__Available data__
——

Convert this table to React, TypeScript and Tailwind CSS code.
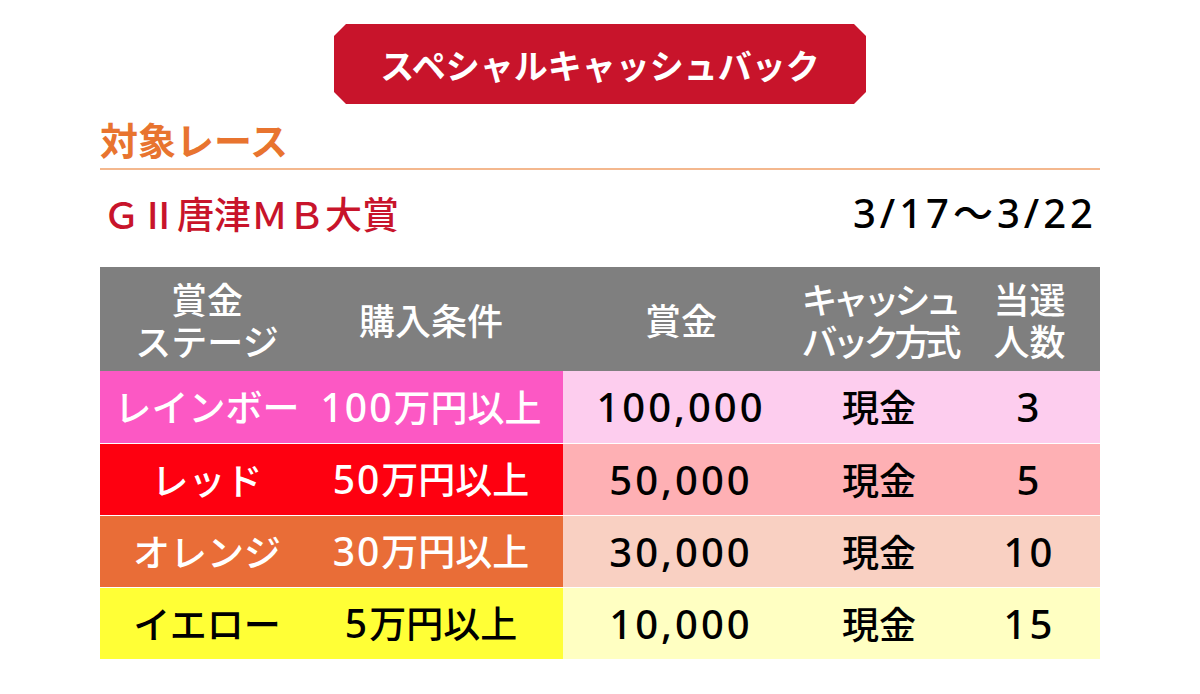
import React from "react";

const rows = [
  { stage: "レインボー", num: "100", prize: "100,000", n: "3", l: "bg-[#fc58c4]", r: "bg-[#fdcdee]", t: "text-white" },
  { stage: "レッド", num: "50", prize: "50,000", n: "5", l: "bg-[#fe0010]", r: "bg-[#feb0b4]", t: "text-white" },
  { stage: "オレンジ", num: "30", prize: "30,000", n: "10", l: "bg-[#e96d37]", r: "bg-[#f9d0c2]", t: "text-white" },
  { stage: "イエロー", num: "5", prize: "10,000", n: "15", l: "bg-[#ffff36]", r: "bg-[#ffffc2]", t: "text-black" },
];

const latin = { fontFamily: '"Noto Sans", "Noto Sans CJK JP", sans-serif' };

export default function App() {
  return (
    <div
      className="w-[1200px] h-[694px] bg-white flex flex-col items-stretch px-[100px]"
      style={{ fontFamily: '"Noto Sans CJK JP", "Noto Sans", sans-serif' }}
    >
      <div className="flex justify-center pt-[24px]">
        <div className="w-[532px] h-[80px] bg-[#c8142b] text-white text-[34px] font-bold flex items-center justify-center [clip-path:polygon(12px_0,calc(100%-12px)_0,100%_12px,100%_calc(100%-12px),calc(100%-12px)_100%,12px_100%,0_calc(100%-12px),0_12px)]">
          スペシャルキャッシュバック
        </div>
      </div>
      <div className="mt-[10px] text-[#e8742f] text-[38px] font-bold leading-[50px]">対象レース</div>
      <div className="mt-[4px] h-[2px] bg-[#f4b88e]" />
      <div className="mt-[18px] flex items-center justify-between leading-[50px]">
        <div className="text-[#c8142b] text-[37px] font-medium pl-[3px]">ＧⅡ唐津ＭＢ大賞</div>
        <div className="text-black text-[40px] font-medium pr-[3px] tracking-[4px]" style={latin}>3/17〜3/22</div>
      </div>
      <div className="mt-[29px] flex flex-col">
        <div className="h-[104px] bg-[#7f7f7f] flex items-center text-white text-[36px] font-medium leading-[42px] text-center">
          <div className="w-[214px]">賞金<br />ステージ</div>
          <div className="w-[249px] pr-[15px]">購入条件</div>
          <div className="w-[236px]">賞金</div>
          <div className="w-[160px] tracking-[-5px] whitespace-nowrap flex flex-col items-center">
            <span>キャッシュ</span>
            <span>バック方式</span>
          </div>
          <div className="flex-1">当選<br />人数</div>
        </div>
        {rows.map((r, i) => (
          <div key={i} className={`h-[72px] flex items-stretch text-[37px] font-medium text-center ${i > 0 ? "border-t border-[#ffffff]/70" : ""}`}>
            <div className={`w-[463px] flex items-center ${r.l} ${r.t}`}>
              <div className="w-[214px]">{r.stage}</div>
              <div className="w-[249px] pr-[15px]">
                <span className="tracking-[2px] text-[39px]" style={latin}>{r.num}</span>万円以上
              </div>
            </div>
            <div className={`flex-1 flex items-center text-black ${r.r}`}>
              <div className="w-[236px] text-[40px] tracking-[3px]" style={latin}>{r.prize}</div>
              <div className="w-[160px]">現金</div>
              <div className="flex-1 text-[40px] tracking-[3px]" style={latin}>{r.n}</div>
            </div>
          </div>
        ))}
      </div>
    </div>
  );
}
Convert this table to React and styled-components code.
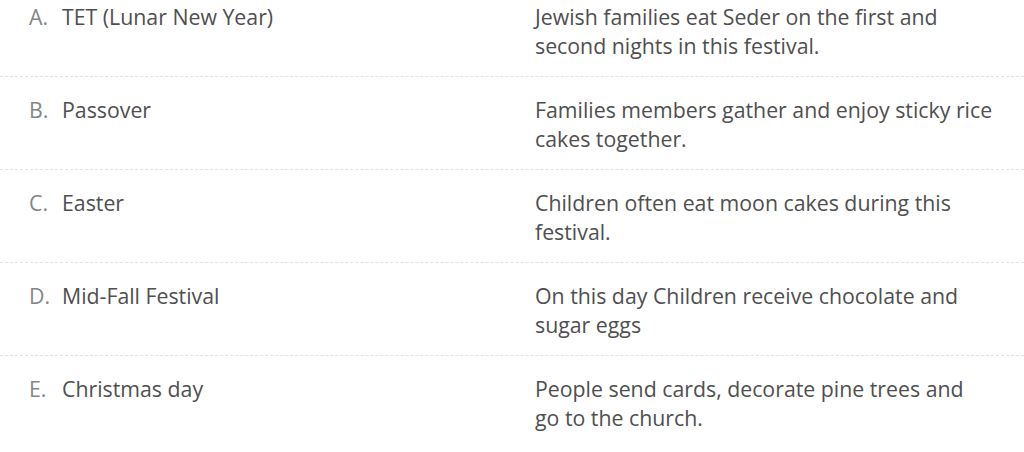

——

Omit every picture, then reproduce the rest of the listing exactly.

__Reply__
Convert this table to React, TypeScript and Tailwind CSS code.
import React from "react";

const rows = [
  { stage: "レインボー", num: "100", prize: "100,000", n: "3", l: "bg-[#fc58c4]", r: "bg-[#fdcdee]", t: "text-white" },
  { stage: "レッド", num: "50", prize: "50,000", n: "5", l: "bg-[#fe0010]", r: "bg-[#feb0b4]", t: "text-white" },
  { stage: "オレンジ", num: "30", prize: "30,000", n: "10", l: "bg-[#e96d37]", r: "bg-[#f9d0c2]", t: "text-white" },
  { stage: "イエロー", num: "5", prize: "10,000", n: "15", l: "bg-[#ffff36]", r: "bg-[#ffffc2]", t: "text-black" },
];

const latin = { fontFamily: '"Noto Sans", "Noto Sans CJK JP", sans-serif' };

export default function App() {
  return (
    <div
      className="w-[1200px] h-[694px] bg-white flex flex-col items-stretch px-[100px]"
      style={{ fontFamily: '"Noto Sans CJK JP", "Noto Sans", sans-serif' }}
    >
      <div className="flex justify-center pt-[24px]">
        <div className="w-[532px] h-[80px] bg-[#c8142b] text-white text-[34px] font-bold flex items-center justify-center [clip-path:polygon(12px_0,calc(100%-12px)_0,100%_12px,100%_calc(100%-12px),calc(100%-12px)_100%,12px_100%,0_calc(100%-12px),0_12px)]">
          スペシャルキャッシュバック
        </div>
      </div>
      <div className="mt-[10px] text-[#e8742f] text-[38px] font-bold leading-[50px]">対象レース</div>
      <div className="mt-[4px] h-[2px] bg-[#f4b88e]" />
      <div className="mt-[18px] flex items-center justify-between leading-[50px]">
        <div className="text-[#c8142b] text-[37px] font-medium pl-[3px]">ＧⅡ唐津ＭＢ大賞</div>
        <div className="text-black text-[40px] font-medium pr-[3px] tracking-[4px]" style={latin}>3/17〜3/22</div>
      </div>
      <div className="mt-[29px] flex flex-col">
        <div className="h-[104px] bg-[#7f7f7f] flex items-center text-white text-[36px] font-medium leading-[42px] text-center">
          <div className="w-[214px]">賞金<br />ステージ</div>
          <div className="w-[249px] pr-[15px]">購入条件</div>
          <div className="w-[236px]">賞金</div>
          <div className="w-[160px] tracking-[-5px] whitespace-nowrap flex flex-col items-center">
            <span>キャッシュ</span>
            <span>バック方式</span>
          </div>
          <div className="flex-1">当選<br />人数</div>
        </div>
        {rows.map((r, i) => (
          <div key={i} className={`h-[72px] flex items-stretch text-[37px] font-medium text-center ${i > 0 ? "border-t border-[#ffffff]/70" : ""}`}>
            <div className={`w-[463px] flex items-center ${r.l} ${r.t}`}>
              <div className="w-[214px]">{r.stage}</div>
              <div className="w-[249px] pr-[15px]">
                <span className="tracking-[2px] text-[39px]" style={latin}>{r.num}</span>万円以上
              </div>
            </div>
            <div className={`flex-1 flex items-center text-black ${r.r}`}>
              <div className="w-[236px] text-[40px] tracking-[3px]" style={latin}>{r.prize}</div>
              <div className="w-[160px]">現金</div>
              <div className="flex-1 text-[40px] tracking-[3px]" style={latin}>{r.n}</div>
            </div>
          </div>
        ))}
      </div>
    </div>
  );
}
Convert this table to React and styled-components code.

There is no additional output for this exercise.